Direct Writing or Inkjet Printing of Transparent Conducting Oxides ( TCO ) such as Antimony Tin Oxide

Topics Covered

Background

Transparent Conducting Oxides

Transparent Conducting Oxide in Thin Film Transistor (TFT) Flat Panel Displays

Advantages of Using Inkjet Technology over More Conventional Techniques

Indium Tin Oxide Circuit Deposition and Properties

The Inkjet Printing Process for Transparent Conducting Oxides

Origins of the Technology

Antimony Tin Oxide – The Material of Choice

Coating Properties

Areas for Continued Research

Directly Written ATO Films Compared to Sputtered ITO Films

Potential Use of Inkjet Printed ATO Films in Photovoltaics

Background

Inkjet printing is one of the key technologies behind the direct writing revolution, spanning an ever-increasing number of applications. During recent years, print-head technology has turned academic research into a viable manufacturing solution. Modern inkjet technology allows accurate printing to form functional components through additive deposition of a variety of materials, including ceramics, conductive polymers and now, metal oxides.

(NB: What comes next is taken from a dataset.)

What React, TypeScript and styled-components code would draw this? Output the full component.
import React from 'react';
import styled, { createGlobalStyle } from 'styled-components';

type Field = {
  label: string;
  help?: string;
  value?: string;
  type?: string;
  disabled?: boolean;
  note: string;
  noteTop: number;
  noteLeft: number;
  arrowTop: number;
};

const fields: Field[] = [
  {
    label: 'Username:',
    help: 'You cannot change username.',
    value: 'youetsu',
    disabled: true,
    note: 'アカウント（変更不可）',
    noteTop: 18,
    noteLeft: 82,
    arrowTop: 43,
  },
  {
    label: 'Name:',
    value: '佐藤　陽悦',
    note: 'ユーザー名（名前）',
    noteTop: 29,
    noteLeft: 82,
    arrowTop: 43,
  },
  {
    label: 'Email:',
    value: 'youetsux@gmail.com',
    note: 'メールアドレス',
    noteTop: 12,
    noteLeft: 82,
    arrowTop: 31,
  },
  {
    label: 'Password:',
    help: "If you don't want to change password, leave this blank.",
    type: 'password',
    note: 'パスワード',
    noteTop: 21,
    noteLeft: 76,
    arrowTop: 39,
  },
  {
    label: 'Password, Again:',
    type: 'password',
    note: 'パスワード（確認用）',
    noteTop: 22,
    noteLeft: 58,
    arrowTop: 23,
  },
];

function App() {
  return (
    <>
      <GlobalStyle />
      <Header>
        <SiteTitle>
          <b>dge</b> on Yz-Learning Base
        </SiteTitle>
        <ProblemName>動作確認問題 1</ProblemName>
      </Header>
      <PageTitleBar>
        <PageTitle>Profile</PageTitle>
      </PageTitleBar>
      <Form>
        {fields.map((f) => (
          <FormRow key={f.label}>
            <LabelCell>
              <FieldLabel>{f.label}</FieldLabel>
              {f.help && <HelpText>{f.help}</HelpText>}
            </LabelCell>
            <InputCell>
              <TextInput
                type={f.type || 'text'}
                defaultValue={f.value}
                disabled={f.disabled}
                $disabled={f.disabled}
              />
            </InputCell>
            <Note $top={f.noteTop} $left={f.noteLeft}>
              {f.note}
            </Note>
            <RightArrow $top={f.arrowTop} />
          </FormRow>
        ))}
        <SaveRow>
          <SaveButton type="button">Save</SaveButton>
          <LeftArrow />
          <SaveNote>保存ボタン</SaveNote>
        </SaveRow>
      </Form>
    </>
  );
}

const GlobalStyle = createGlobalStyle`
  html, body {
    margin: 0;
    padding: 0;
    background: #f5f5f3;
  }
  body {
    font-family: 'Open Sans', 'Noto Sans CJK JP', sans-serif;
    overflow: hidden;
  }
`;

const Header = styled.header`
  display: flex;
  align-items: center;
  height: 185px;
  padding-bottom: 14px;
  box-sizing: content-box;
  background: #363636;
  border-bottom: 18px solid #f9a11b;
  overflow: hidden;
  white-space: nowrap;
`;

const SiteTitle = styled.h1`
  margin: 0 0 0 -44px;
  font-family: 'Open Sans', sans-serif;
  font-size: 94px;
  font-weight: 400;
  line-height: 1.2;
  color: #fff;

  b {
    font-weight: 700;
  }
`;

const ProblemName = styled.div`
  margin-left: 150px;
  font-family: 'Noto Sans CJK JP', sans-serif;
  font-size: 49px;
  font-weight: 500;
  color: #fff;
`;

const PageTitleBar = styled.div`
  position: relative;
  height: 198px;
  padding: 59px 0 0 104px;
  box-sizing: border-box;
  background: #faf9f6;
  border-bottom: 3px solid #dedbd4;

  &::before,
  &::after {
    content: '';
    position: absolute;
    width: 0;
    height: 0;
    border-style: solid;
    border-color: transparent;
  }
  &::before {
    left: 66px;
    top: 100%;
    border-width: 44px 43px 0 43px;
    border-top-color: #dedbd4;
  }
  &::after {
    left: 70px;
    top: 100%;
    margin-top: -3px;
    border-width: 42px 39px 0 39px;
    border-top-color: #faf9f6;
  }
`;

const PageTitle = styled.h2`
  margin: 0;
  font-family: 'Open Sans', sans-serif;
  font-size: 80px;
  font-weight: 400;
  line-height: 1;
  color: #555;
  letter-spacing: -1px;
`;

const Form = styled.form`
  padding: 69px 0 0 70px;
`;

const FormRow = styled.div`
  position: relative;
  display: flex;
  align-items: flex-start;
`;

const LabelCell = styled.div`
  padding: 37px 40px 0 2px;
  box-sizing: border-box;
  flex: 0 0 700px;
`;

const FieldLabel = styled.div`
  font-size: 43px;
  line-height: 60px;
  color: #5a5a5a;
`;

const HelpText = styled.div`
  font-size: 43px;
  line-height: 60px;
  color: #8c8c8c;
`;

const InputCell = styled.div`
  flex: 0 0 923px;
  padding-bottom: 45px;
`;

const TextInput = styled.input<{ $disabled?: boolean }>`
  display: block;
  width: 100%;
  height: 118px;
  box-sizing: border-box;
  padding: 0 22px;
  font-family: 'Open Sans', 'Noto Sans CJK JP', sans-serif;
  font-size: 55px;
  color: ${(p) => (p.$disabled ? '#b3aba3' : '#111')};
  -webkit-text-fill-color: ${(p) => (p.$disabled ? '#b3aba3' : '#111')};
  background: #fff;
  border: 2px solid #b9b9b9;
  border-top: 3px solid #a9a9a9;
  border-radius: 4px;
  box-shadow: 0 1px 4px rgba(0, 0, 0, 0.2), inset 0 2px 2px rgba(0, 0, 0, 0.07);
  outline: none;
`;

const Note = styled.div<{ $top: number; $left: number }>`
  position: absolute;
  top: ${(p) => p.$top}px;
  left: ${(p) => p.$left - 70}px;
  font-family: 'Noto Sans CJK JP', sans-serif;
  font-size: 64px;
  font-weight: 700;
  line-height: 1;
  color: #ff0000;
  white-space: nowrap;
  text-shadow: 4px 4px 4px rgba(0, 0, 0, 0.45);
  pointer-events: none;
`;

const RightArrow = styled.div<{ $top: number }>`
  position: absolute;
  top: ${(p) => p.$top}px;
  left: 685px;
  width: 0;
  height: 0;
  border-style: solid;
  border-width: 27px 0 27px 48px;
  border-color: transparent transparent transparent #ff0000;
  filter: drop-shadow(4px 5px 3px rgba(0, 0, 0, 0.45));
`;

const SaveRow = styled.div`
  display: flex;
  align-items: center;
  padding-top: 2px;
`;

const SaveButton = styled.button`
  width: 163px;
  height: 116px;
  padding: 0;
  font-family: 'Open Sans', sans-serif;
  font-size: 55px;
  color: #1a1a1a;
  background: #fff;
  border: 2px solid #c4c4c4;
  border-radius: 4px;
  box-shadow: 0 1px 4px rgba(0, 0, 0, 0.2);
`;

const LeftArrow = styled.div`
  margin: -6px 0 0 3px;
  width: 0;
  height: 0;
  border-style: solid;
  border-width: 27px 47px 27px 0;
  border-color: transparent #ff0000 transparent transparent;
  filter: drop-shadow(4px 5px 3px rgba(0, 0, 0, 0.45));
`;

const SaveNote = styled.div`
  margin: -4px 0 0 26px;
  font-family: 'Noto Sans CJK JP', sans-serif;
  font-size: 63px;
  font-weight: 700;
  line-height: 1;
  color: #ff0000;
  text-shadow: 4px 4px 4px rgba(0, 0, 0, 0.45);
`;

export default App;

Transparent Conducting Oxides

Patterning Technologies Ltd (PTL), a company at the forefront of several direct writing technologies, is using its know-how to enable the direct patterning of transparent conducting oxide (TCO) films and circuits. These metal oxides are already used for making a broad range of advanced products, including flat panel displays, energy conserving architectural windows, and de-fogging windows for cars and aircraft. Patterned transparent conducting oxides are increasingly being used in displays for making the interconnections between the electronics and the pixel pad.

Transparent Conducting Oxide in Thin Film Transistor (TFT) Flat Panel Displays

Transparent conducting oxide interconnections can be used with any thin film transistor (TFT), including the type being developed by Plastic Logic for plastic electronics. In liquid crystal displays, a transistor switches the liquid crystals off and on by the creation of an electric field around the transparent conducting oxide pixel pad. Display applications such as this typically require a transparent conducting oxide sheet resistance of 125 ohms/sq.

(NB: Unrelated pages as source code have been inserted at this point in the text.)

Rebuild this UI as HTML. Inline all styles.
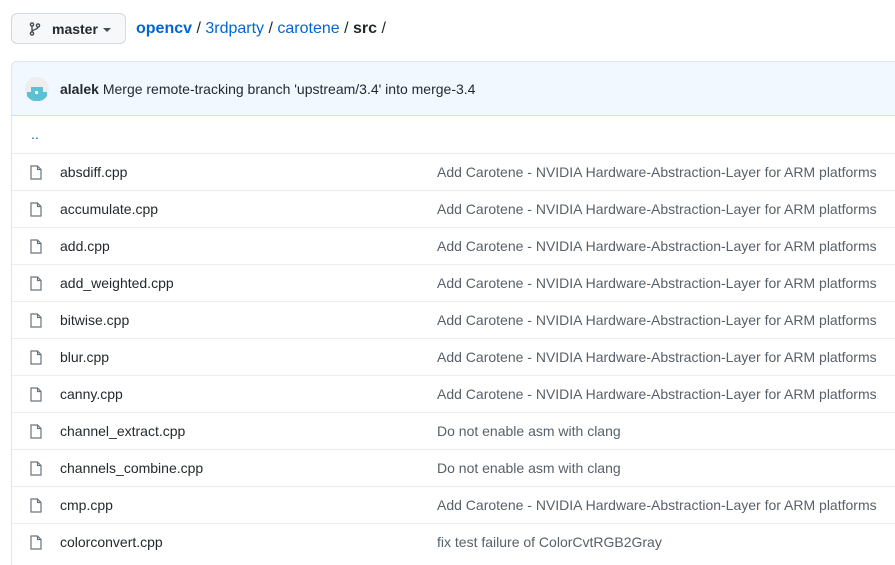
<!DOCTYPE html><html><head><style>
html,body{margin:0;width:895px;height:565px;overflow:hidden}
body{position:relative;background:#fff;font-family:"Liberation Sans",sans-serif;font-size:14px;color:#24292e}
.btn{position:absolute;left:11px;top:13px;width:115px;height:31px;border:1px solid #d5d8dc;border-radius:6px;background:#f6f8fa;box-sizing:border-box}
.btn b{position:absolute;left:40px;top:7px;font-weight:bold;font-size:14px}
.crumb{position:absolute;left:136px;top:20px;font-size:16px;color:#24292e}
.crumb a{color:#0366d6;text-decoration:none}
.box{position:absolute;left:11px;top:61px;width:884px;height:504px;border:1px solid #e1e4e8;border-right:none;border-bottom:none;border-radius:6px 0 0 0;box-sizing:border-box;overflow:hidden}
.hd{height:53px;background:#f1f8ff;border-bottom:1px solid #c8e1ff;border-radius:6px 0 0 0;position:relative}
.row{height:37px;border-top:1px solid #eaecef;position:relative;box-sizing:border-box}
.row .n{position:absolute;left:48px;top:10px}
.row .m{position:absolute;left:425px;top:10px;color:#586069}
.row svg{position:absolute;left:18px;top:11px}
</style></head><body>
<div class="btn"><svg style="position:absolute;left:17px;top:8px" width="12" height="14" viewBox="0 0 12 14" fill="none" stroke="#444d56" stroke-width="1.4"><circle cx="3" cy="2.5" r="1.6"/><circle cx="3" cy="11.5" r="1.6"/><circle cx="9" cy="3.5" r="1.6"/><path d="M3 4v6M9 5c0 3-6 2-6 5"/></svg><b>master</b><svg style="position:absolute;left:91px;top:14px" width="8" height="5"><path d="M0 0h8L4 4z" fill="#444d56"/></svg></div>
<div class="crumb"><a style="font-weight:bold">opencv</a> / <a>3rdparty</a> / <a>carotene</a> / <b>src</b> /</div>
<div class="box">
<div class="hd"><svg style="position:absolute;left:13px;top:15px" width="24" height="24" viewBox="0 0 24 24"><circle cx="12" cy="12" r="12" fill="#eee"/><path d="M2 15h20v4a12 12 0 0 1-20 0z" fill="#5bc2d6"/><path d="M6 10h12v5H6z" fill="#5bc2d6"/><rect x="10" y="14" width="3" height="3" fill="#fff"/></svg><div style="position:absolute;left:48px;top:19px"><b>alalek</b> Merge remote-tracking branch 'upstream/3.4' into merge-3.4</div></div>
<div class="row" style="border-top:none;height:37px"><span style="position:absolute;left:19px;top:10px;color:#0366d6">..</span></div>
<script>
var r=[["absdiff.cpp",0],["accumulate.cpp",0],["add.cpp",0],["add_weighted.cpp",0],["bitwise.cpp",0],["blur.cpp",0],["canny.cpp",0],["channel_extract.cpp",1],["channels_combine.cpp",1],["cmp.cpp",0],["colorconvert.cpp",2]];
var m=["Add Carotene - NVIDIA Hardware-Abstraction-Layer for ARM platforms","Do not enable asm with clang","fix test failure of ColorCvtRGB2Gray"];
r.forEach(function(x){document.write('<div class="row"><svg width="12" height="15" viewBox="0 0 12 15" fill="none" stroke="#6a737d" stroke-width="1.2"><path d="M1 1h6.5L11 4.5V14H1z M7.5 1v3.5H11"/></svg><span class="n">'+x[0]+'</span><span class="m">'+m[x[1]]+'</span></div>')});
</script>
</div>
</body></html>
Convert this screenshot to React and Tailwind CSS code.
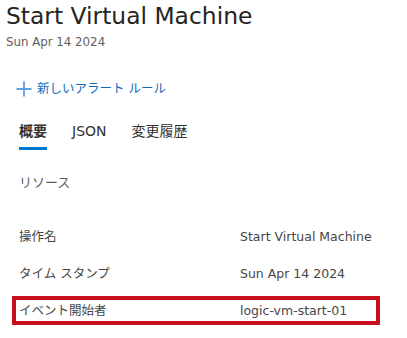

Advantages of Using Inkjet Technology over More Conventional Techniques

In current processing methods, indium oxide doped with tin oxide (ITO) is deposited using sputter coating technology, and so covers the whole area of the substrate. While this is suitable for some applications, others require the patterning of pads and electrical interconnects. Creating a patterned layer is a time-consuming, costly, multi-stage process, involving lithographic masking and etching away of unwanted material. In contrast, the new approach being developed by PTL offers cheaper patterned transparent conducting oxide layers in less time. By using inkjet technology, not only is the processing cheaper, but the materials themselves are less expensive, requiring a much lower concentration of the doping element.

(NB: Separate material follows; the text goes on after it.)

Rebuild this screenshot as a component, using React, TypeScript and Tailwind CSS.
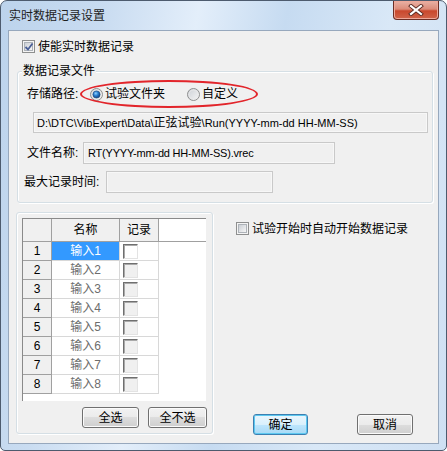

Indium Tin Oxide Circuit Deposition and Properties

Until now, sputtering has been the dominant technology for producing transparent conducting oxide films and circuits, although ITO has been much used to produce circuits, partly because it is etched. The mechanism for conduction in these films requires a high number of available charge carriers, in the form of free electrons and oxygen lattice vacancies. However, this high density of charge carriers also results in an increase in light absorption, which reduces optical transmission. Although the resistance of a sheet of material can be as low as 10 ohms/sq, visible transmission would only be 80% at best. For transmission rates greater than 90%, the resistance would typically be 100 ohms/sq or greater. These and other properties of ITO films are dependent on the deposition parameters and starting composition of the sputter target used.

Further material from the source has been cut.